[Task goal] Check each line of the records for "this"; collect those that have it.

[Provided data]
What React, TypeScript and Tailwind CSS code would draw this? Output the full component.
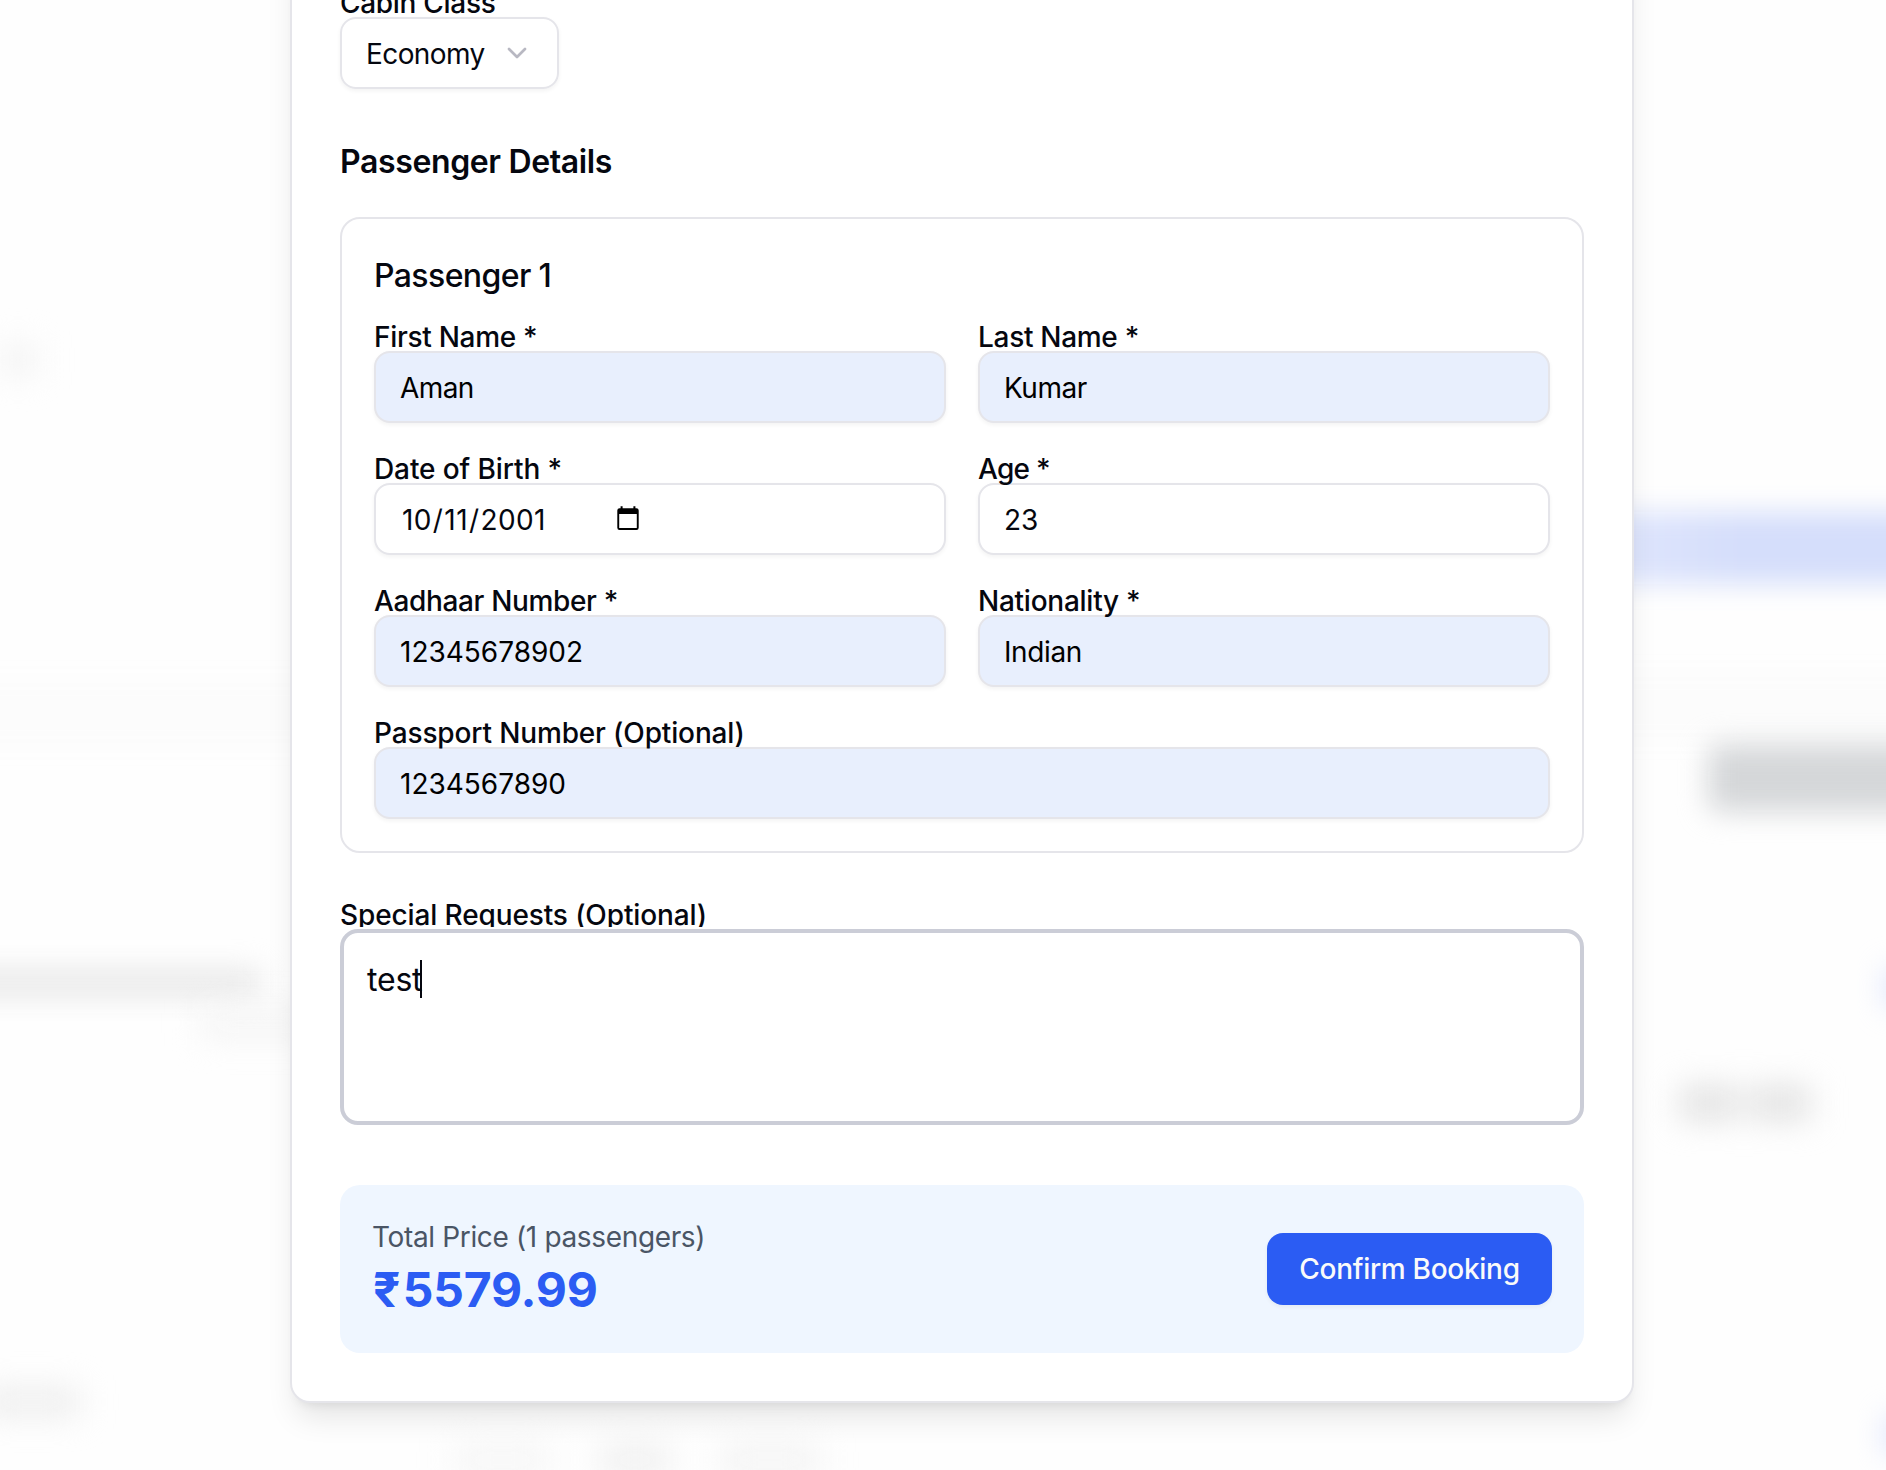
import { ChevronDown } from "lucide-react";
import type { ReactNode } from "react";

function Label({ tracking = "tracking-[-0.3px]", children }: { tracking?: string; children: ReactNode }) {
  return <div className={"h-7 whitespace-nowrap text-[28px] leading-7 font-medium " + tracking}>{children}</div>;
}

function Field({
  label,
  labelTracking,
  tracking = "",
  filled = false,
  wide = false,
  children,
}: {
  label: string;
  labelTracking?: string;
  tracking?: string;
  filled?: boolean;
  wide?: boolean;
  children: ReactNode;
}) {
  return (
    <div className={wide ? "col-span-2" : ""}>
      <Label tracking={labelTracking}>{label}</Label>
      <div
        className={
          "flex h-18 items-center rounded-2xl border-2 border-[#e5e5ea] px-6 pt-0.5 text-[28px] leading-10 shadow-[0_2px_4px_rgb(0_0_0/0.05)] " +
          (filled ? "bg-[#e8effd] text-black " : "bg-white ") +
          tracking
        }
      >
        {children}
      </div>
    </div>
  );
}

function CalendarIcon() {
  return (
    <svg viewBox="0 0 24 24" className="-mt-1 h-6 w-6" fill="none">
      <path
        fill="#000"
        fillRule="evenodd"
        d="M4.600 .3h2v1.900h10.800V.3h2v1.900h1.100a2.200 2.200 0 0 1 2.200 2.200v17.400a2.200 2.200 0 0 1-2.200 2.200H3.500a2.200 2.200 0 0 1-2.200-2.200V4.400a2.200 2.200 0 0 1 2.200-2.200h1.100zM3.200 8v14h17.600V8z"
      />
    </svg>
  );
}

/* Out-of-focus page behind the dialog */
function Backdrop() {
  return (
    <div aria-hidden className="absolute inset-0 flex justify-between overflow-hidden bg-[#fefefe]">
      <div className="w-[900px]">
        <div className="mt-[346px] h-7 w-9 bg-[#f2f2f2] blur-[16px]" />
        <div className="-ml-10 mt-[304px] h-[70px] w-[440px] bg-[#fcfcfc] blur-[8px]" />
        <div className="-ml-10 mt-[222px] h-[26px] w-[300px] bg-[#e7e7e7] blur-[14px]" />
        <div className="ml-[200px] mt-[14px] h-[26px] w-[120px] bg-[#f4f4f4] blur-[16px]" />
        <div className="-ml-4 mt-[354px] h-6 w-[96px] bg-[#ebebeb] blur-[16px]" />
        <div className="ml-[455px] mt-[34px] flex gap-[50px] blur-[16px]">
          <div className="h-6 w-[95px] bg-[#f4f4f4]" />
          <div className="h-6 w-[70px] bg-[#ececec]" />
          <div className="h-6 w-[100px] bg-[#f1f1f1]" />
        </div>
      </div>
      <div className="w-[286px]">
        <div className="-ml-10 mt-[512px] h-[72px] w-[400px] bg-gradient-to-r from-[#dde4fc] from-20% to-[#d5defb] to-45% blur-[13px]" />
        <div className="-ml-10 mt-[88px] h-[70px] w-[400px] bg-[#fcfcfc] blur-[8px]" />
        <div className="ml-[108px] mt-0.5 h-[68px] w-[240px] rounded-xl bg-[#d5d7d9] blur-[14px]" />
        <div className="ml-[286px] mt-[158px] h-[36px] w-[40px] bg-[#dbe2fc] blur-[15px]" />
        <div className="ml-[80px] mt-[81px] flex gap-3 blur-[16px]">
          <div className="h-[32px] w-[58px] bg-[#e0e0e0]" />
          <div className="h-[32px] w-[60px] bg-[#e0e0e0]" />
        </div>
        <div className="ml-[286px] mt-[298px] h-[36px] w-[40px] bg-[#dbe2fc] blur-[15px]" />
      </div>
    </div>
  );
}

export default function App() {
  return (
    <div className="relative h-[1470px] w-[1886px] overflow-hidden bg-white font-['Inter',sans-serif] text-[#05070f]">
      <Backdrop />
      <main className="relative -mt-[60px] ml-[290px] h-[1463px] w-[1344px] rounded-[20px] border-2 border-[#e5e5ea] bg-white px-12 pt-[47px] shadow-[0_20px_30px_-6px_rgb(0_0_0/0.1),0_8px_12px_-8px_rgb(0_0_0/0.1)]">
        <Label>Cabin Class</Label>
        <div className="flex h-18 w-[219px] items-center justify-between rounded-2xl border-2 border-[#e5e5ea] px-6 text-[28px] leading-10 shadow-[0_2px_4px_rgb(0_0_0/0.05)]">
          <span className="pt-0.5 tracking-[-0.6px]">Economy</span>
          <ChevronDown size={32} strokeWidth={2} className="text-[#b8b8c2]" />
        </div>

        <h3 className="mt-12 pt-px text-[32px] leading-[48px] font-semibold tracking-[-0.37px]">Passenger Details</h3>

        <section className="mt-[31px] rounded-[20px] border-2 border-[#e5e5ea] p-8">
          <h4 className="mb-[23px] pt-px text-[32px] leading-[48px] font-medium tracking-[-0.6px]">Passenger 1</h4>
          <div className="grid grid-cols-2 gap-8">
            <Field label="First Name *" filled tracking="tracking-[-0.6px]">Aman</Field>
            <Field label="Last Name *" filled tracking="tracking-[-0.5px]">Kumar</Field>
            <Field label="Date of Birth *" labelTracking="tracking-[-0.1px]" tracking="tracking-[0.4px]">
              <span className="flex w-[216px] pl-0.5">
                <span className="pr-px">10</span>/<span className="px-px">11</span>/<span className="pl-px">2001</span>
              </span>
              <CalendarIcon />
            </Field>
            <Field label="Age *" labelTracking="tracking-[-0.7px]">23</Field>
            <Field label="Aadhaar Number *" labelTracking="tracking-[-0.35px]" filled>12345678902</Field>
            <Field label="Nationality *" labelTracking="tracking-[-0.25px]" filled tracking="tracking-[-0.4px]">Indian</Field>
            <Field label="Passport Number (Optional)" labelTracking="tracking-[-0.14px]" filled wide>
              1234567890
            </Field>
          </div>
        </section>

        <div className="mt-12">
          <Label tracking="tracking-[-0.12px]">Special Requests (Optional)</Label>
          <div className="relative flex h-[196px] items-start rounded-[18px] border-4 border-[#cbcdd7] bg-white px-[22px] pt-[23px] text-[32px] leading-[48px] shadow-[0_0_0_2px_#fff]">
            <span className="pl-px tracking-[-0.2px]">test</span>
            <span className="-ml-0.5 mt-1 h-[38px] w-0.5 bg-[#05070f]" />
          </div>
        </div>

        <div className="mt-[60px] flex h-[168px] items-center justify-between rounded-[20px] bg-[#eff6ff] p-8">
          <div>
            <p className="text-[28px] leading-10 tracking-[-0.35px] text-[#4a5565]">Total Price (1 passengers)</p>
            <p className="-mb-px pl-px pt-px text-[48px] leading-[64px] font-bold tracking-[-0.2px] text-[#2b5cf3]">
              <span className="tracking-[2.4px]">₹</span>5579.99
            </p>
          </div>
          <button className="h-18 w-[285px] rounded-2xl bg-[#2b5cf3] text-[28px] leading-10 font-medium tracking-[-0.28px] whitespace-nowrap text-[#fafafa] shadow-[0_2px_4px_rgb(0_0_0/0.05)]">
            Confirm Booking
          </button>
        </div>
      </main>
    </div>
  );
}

==

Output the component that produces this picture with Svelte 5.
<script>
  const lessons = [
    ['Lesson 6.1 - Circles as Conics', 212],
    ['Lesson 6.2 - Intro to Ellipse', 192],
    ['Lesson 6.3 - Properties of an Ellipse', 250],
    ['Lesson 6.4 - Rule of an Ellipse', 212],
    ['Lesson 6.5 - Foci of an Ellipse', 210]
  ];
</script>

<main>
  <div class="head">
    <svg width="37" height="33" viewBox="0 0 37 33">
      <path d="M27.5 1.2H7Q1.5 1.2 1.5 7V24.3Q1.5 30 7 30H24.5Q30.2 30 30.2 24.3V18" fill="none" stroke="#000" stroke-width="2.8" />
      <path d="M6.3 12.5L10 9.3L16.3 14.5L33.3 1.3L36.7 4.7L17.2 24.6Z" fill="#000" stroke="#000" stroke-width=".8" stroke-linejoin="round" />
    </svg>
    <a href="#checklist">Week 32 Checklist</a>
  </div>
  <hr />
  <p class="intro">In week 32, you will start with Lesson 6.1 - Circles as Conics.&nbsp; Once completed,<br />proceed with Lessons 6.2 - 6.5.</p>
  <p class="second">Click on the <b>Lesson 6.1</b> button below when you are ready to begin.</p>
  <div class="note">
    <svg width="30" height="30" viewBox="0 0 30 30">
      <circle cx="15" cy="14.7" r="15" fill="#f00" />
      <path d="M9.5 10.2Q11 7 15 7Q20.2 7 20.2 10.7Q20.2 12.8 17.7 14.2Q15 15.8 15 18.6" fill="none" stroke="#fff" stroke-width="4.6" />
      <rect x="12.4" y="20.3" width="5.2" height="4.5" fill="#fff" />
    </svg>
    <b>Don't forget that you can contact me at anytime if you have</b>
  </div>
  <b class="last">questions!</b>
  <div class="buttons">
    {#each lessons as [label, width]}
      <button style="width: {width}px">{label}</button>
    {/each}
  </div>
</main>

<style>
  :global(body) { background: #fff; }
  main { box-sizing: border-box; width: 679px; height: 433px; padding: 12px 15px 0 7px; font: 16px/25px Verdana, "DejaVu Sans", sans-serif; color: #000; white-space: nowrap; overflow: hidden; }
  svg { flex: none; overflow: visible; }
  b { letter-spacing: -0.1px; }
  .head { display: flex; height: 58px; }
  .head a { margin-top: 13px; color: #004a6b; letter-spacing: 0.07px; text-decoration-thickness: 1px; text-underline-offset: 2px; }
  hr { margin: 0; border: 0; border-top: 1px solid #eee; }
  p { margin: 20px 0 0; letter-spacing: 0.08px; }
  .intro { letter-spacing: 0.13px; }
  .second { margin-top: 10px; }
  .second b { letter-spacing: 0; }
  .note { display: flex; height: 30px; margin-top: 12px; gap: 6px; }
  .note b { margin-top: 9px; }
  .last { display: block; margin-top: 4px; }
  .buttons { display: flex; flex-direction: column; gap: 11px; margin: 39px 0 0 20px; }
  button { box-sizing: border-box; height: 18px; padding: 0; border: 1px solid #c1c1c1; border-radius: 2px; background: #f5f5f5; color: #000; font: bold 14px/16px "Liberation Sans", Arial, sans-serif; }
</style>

[Task result]
What React, TypeScript and Tailwind CSS code would draw this? Output the full component.
Output the component that produces this picture with Svelte 5.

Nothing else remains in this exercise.